The dual-format release: hwpkit now spans both Hancom serializations — binary .hwp and XML .hwpx — through one API, and gains image insertion on both. .hwp and .hwpx are two encodings of one document model, now documented in docs/OBJECT_MODEL.md.

Added

  • .hwpx (OWPML) support — a new hwpkit.hwpx module:
  • extract_text_from_hwpx(path) — clean text from every section in document order, table-cell content included.
  • HwpxFile — an editor mirroring the binary verbs: inject_text, replace_text, swap_in_para_text, plus describe() / paragraphs() for locating fields. save() re-serializes only the parts that changed and copies the rest byte-for-byte (mimetype kept stored and first).
  • fill_hwpx(in, out, edit_fn) — the one-call analogue of fill_hwp.
  • Image insertion on both formats:
  • place_image(in, out, img, paragraph_index, width_mm=…) for binary .hwp — adds a BinData stream, registers a BIN_DATA record + bumps the ID_MAPPINGS count, and anchors a gso picture object.
  • HwpxFile.place_image(paragraph_index, img, width_mm=…) for .hwpx — adds the BinData/ part, registers it in content.hpf (isEmbeded="1"), and anchors an inline <hp:pic>.
  • Image extents follow the shared HWPUNIT rule (pixels × 75 = 7200/96).
  • CFB entry insertioncfb.add_stream, cfb.add_storage, and cfb.find_entry, built on a correct red-black-tree insert (so Hancom's on-open directory-tree validation passes).
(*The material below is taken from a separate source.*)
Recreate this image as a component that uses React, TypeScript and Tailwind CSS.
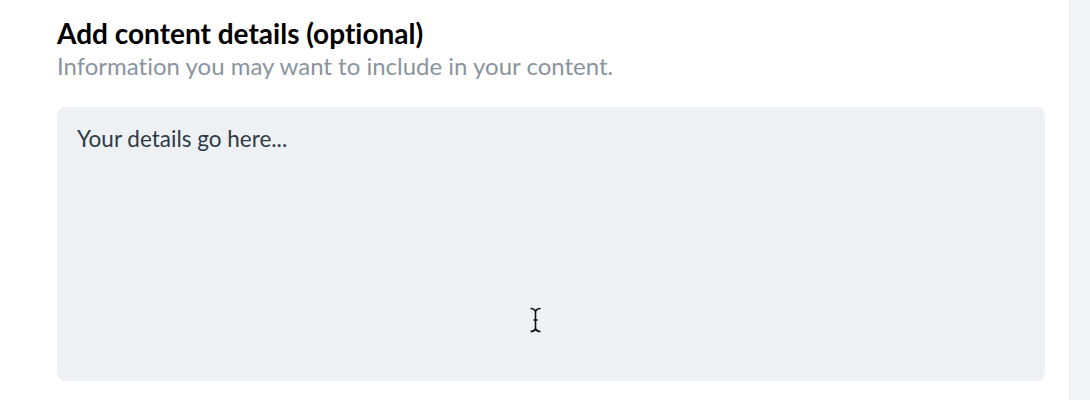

This is what makes adding a new BinData stream possible without corrupting the container.
  • Unified text extractionextract_text_from_file(path) detects .hwp vs .hwpx by container content (not extension); the hwpkit-text CLI dispatches the same way.
  • Docsdocs/OBJECT_MODEL.md (binary-record ↔ OWPML map and the shared HWPUNIT unit); docs/RECORD_FORMAT.md gains an "Embedded images" section; docs/GOTCHAS.md gains §5 on image-extent sizing.
  • Optional extrashwpkit[hwpx] (lxml), hwpkit[image] (Pillow), hwpkit[full]. Both heavy deps are imported lazily, so the core install stays at just olefile.

Notes

  • Backward compatible: every existing import and function is unchanged.
  • lxml / Pillow are only required for the features that use them; a binary-only .hwp workflow needs neither.

0.1.4 — 2026-05-19

  • Credit Ebenworks in the README footer and PyPI sidebar.

[0.1.1] – [0.1.3]

  • Packaging and presentation polish: logo and GitHub social preview, absolute logo URL for PyPI rendering, expanded metadata/keywords, PyPI trusted-publishing workflow, badge cleanup.

0.1.0

  • Initial release (renamed from hwpedit): binary HWP 5.0 plain-text extraction, form filling (inject_text / replace_text / swap_in_para_text), the CFB rewriter that preserves directory-tree topology, per-script CharShape font control, and the hwpkit-inspect / hwpkit-text CLIs.